In some works the clothes become the main subject, like the pale pink dressing gown that catches the light in Manet's 1866 "Woman with Parrot", one of a string of pieces on loan from New York's Metropolitan Museum of Art.

Groom went digging into the archives of the Galliera fashion museum in Paris for clothes that mirrored the artworks, restoring them for the show.

She worked with Canadian-born opera director Robert Carsen who designed the exhibit like a fashion show, lining up paintings one behind another between rows of red and gold chairs, as if on display in a plush salon.

The 1870s saw the return in Europe of the bustle, balanced by a fuller, lower-cut chest and tightly corseted waist, to create a curvy, S-shaped silhouette.

Albert Bartholome gives a prime example in his painting "In the Greenhouse", which depicts his wife in a polka-dot and striped white summer coat -- her waist cinched in to an eye-watering small circle.

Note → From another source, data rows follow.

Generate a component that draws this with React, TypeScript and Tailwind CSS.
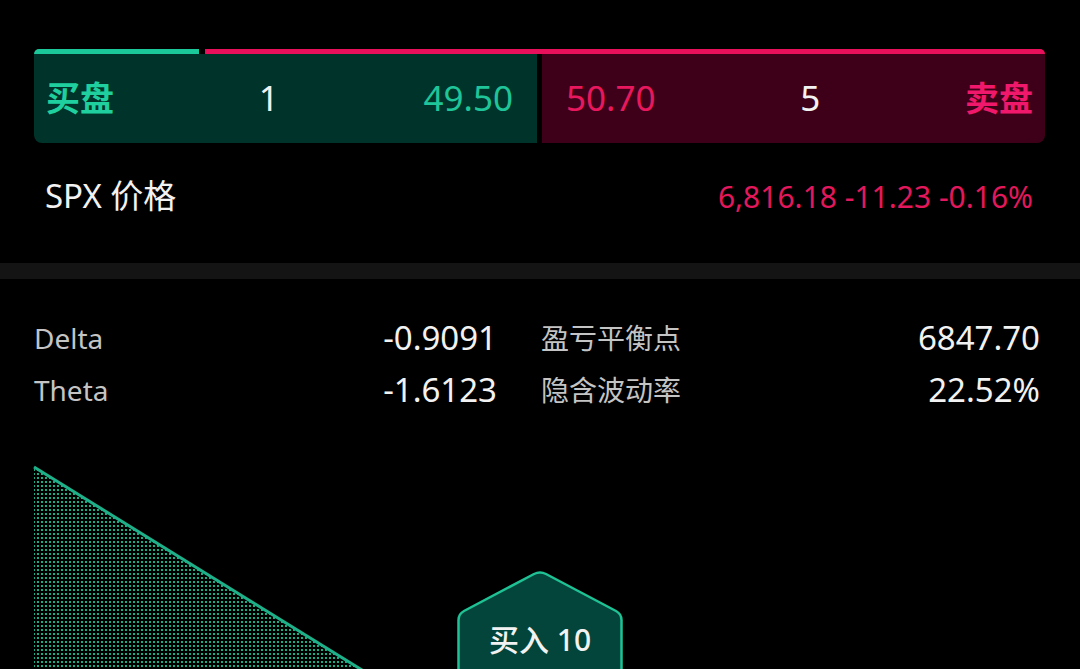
import React from 'react';

const font = { fontFamily: '"Noto Sans", "Noto Sans CJK SC", sans-serif' };

function Greeks() {
  const rows = [
    ['Delta', '-0.9091', '盈亏平衡点', '6847.70'],
    ['Theta', '-1.6123', '隐含波动率', '22.52%'],
  ];
  return (
    <div className="grid grid-cols-[463px_499px] gap-x-[44px] pl-[34px] pt-[33px]">
      {rows.map(([a, b, c, d]) => (
        <React.Fragment key={a}>
          <div className="flex h-[52px] items-center justify-between">
            <span className="text-[28px] text-[#c4c4c4]">{a}</span>
            <span className="text-[33px] text-[#f2f2f2]">{b}</span>
          </div>
          <div className="flex h-[52px] items-center justify-between">
            <span className="text-[28px] text-[#c4c4c4]">{c}</span>
            <span className="text-[33px] text-[#f2f2f2]">{d}</span>
          </div>
        </React.Fragment>
      ))}
    </div>
  );
}

function Chart() {
  return (
    <div className="relative h-[253px] overflow-hidden">
      <svg width="1080" height="253" className="absolute left-0 top-0">
        <defs>
          <pattern id="dots" width="4" height="4" patternUnits="userSpaceOnUse">
            <rect x="1" y="1" width="2" height="2" fill="#1cab82" />
          </pattern>
        </defs>
        <polygon points="34,51 404,280 34,280" fill="url(#dots)" />
        <line x1="34" y1="51" x2="404" y2="280" stroke="#1eb088" strokeWidth="3" />
      </svg>
      <div className="absolute left-[457px] top-[154px] h-[120px] w-[166px]">
        <svg width="166" height="120" className="absolute left-0 top-0">
          <path
            d="M1.5 120 V50 Q1.5 44 7 41 L77 4 Q83 1 89 4 L159 41 Q164.5 44 164.5 50 V120"
            fill="#03453a"
            stroke="#1ec294"
            strokeWidth="2.5"
          />
        </svg>
        <div className="relative flex h-[92px] items-end justify-center text-[30px] font-medium text-[#f2f2f2]">
          买入 10
        </div>
      </div>
    </div>
  );
}

export default function App() {
  return (
    <div style={font} className="h-[669px] w-[1080px] overflow-hidden bg-black">
      <div className="ml-[34px] w-[1011px] pt-[49px]">
        <div className="flex h-[5px] gap-[6px]">
          <div className="w-[165px] rounded-tl-lg bg-[#1bc89a]" />
          <div className="flex-1 rounded-tr-lg bg-[#e8105a]" />
        </div>
        <div className="flex h-[89px] gap-[5px]">
          <div className="flex flex-1 items-center justify-between rounded-bl-lg bg-[#00342a] pl-[12px] pr-[24px]">
            <span className="text-[34px] font-bold text-[#1fcf9d]">买盘</span>
            <span className="text-[35px] text-[#f2f2f2]">1</span>
            <span className="text-[35px] text-[#1fc598]">49.50</span>
          </div>
          <div className="flex flex-1 items-center justify-between rounded-br-lg bg-[#3e0018] pl-[24px] pr-[12px]">
            <span className="text-[35px] text-[#e8185e]">50.70</span>
            <span className="text-[35px] text-[#f2f2f2]">5</span>
            <span className="text-[34px] font-bold text-[#f0186a]">卖盘</span>
          </div>
        </div>
      </div>
      <div className="flex h-[120px] items-center justify-between pb-[14px] pl-[45px] pr-[47px]">
        <span className="text-[33px] text-[#f2f2f2]">SPX 价格</span>
        <span className="text-[30px] text-[#e3185c]">6,816.18 -11.23 -0.16%</span>
      </div>
      <div className="h-[16px] bg-[#141414]" />
      <Greeks />
      <Chart />
    </div>
  );
}
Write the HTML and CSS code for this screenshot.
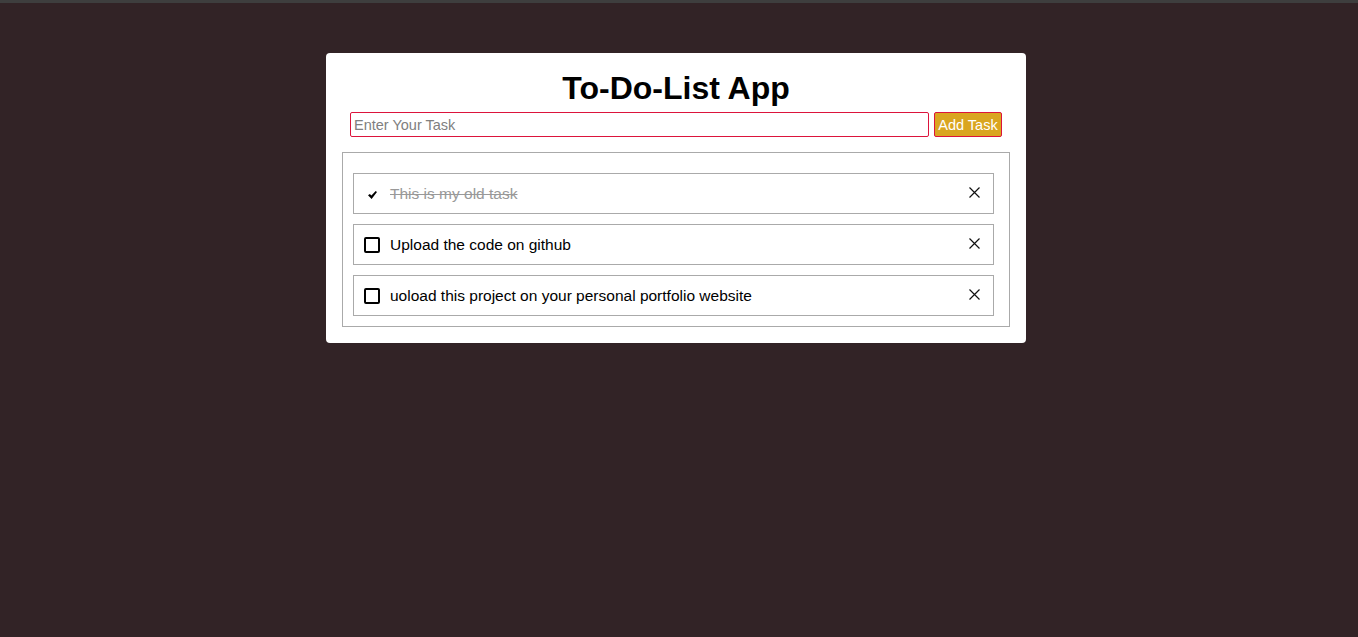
FILE: index.html
```html
<!DOCTYPE html>
<html lang="en">
<head>
<meta charset="utf-8">
<title>To-Do-List App</title>
<link rel="stylesheet" href="styles.css">
</head>
<body>
<div class="topbar"></div>
<main class="card">
  <h1 class="title">To-Do-List App</h1>
  <form class="add-row">
    <input class="task-input" type="text" placeholder="Enter Your Task">
    <button class="add-btn" type="button">Add Task</button>
  </form>
  <ul class="task-list">
    <li class="task done">
      <span class="check checked">
        <svg viewBox="0 0 9 8" width="9" height="8"><path d="M0 4.3 L1.9 2.9 L3.4 4.6 L7.7 0 L9 1.1 L3.6 8 Z" fill="#000"/></svg>
      </span>
      <span class="task-text">This is my old task</span>
      <span class="remove"><svg viewBox="0 0 11 11" width="11" height="11"><path d="M0.5 0.5 L10.5 10.5 M10.5 0.5 L0.5 10.5" stroke="#111" stroke-width="1.2"/></svg></span>
    </li>
    <li class="task">
      <span class="check"></span>
      <span class="task-text">Upload the code on github</span>
      <span class="remove"><svg viewBox="0 0 11 11" width="11" height="11"><path d="M0.5 0.5 L10.5 10.5 M10.5 0.5 L0.5 10.5" stroke="#111" stroke-width="1.2"/></svg></span>
    </li>
    <li class="task">
      <span class="check"></span>
      <span class="task-text">uoload this project on your personal portfolio website</span>
      <span class="remove"><svg viewBox="0 0 11 11" width="11" height="11"><path d="M0.5 0.5 L10.5 10.5 M10.5 0.5 L0.5 10.5" stroke="#111" stroke-width="1.2"/></svg></span>
    </li>
  </ul>
</main>
</body>
</html>
```
FILE: styles.css
```css
html, body {
  margin: 0;
  padding: 0;
}
body {
  background: #322326;
  font-family: "Liberation Sans", Arial, sans-serif;
  min-height: 637px;
}
.topbar {
  height: 3px;
  background: #3e3e3e;
}
.card {
  width: 700px;
  box-sizing: border-box;
  margin: 50px calc(50% - 347px) 0 calc(50% - 353px);
  background: #fff;
  border-radius: 4px;
  padding: 17px 16px 16px;
}
.title {
  margin: 0;
  font-size: 32px;
  font-weight: bold;
  text-align: center;
  line-height: 37px;
  color: #000;
}
.add-row {
  display: flex;
  gap: 5px;
  margin: 5px 8px 0;
}
.task-input {
  flex: 1;
  height: 25px;
  box-sizing: border-box;
  border: 1px solid #dc143c;
  border-radius: 2px;
  padding: 0 3px;
  font-family: "Liberation Sans", Arial, sans-serif;
  font-size: 14.5px;
  color: #333;
  outline: none;
}
.task-input::placeholder {
  color: #808080;
}
.add-btn {
  width: 68px;
  height: 25px;
  box-sizing: border-box;
  background: #daa520;
  border: 1px solid #dc143c;
  border-radius: 2px;
  color: #fff;
  font-family: "Liberation Sans", Arial, sans-serif;
  font-size: 14.5px;
  padding: 0;
}
.task-list {
  list-style: none;
  margin: 15px 0 0;
  padding: 20px 15px 10px 10px;
  border: 1px solid #aaa;
  display: flex;
  flex-direction: column;
  gap: 10px;
}
.task {
  height: 41px;
  box-sizing: border-box;
  border: 1px solid #aaa;
  display: flex;
  align-items: center;
  padding: 0 13px 0 10px;
  font-size: 15.5px;
  color: #000;
}
.check {
  width: 16px;
  height: 16px;
  box-sizing: border-box;
  border: 2px solid #000;
  border-radius: 2px;
  flex: none;
  margin-right: 10px;
  display: flex;
  align-items: center;
  justify-content: center;
}
.check.checked {
  border: none;
  padding-top: 3px;
}
.task-text {
  flex: 1;
}
.done .task-text {
  color: #999;
  text-decoration: line-through;
}
.remove {
  width: 11px;
  height: 11px;
  display: flex;
  margin-top: -3px;
}
```
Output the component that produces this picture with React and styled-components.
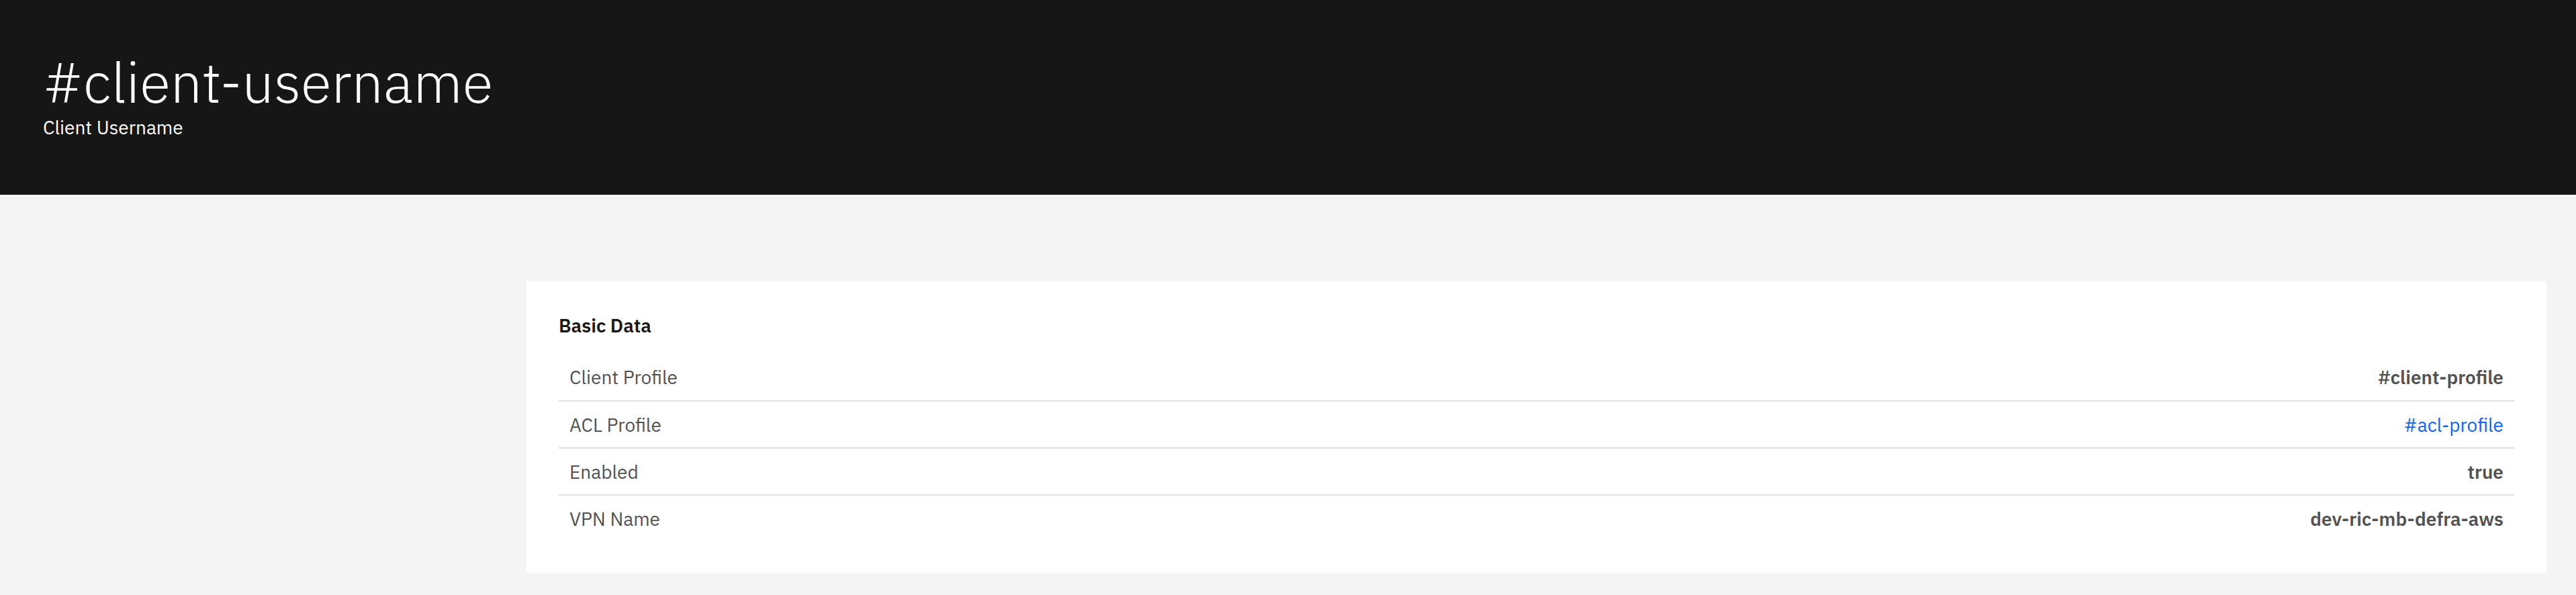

Manet's "Parisienne" wears a black long-tailed gown, its train gathered slightly to reveal a small boot.

In "Nana", meanwhile, he explores the world of underwear, his model's blue satin corset, high heels and fine petticoat earning a refusal from the Paris art salon in 1977 in the interests of public morality.

Running in Paris until January 20, the show will then travel to New York's MMA from February 19 to May 27, and on to Chicago's Art Institute from June 29 to September 22.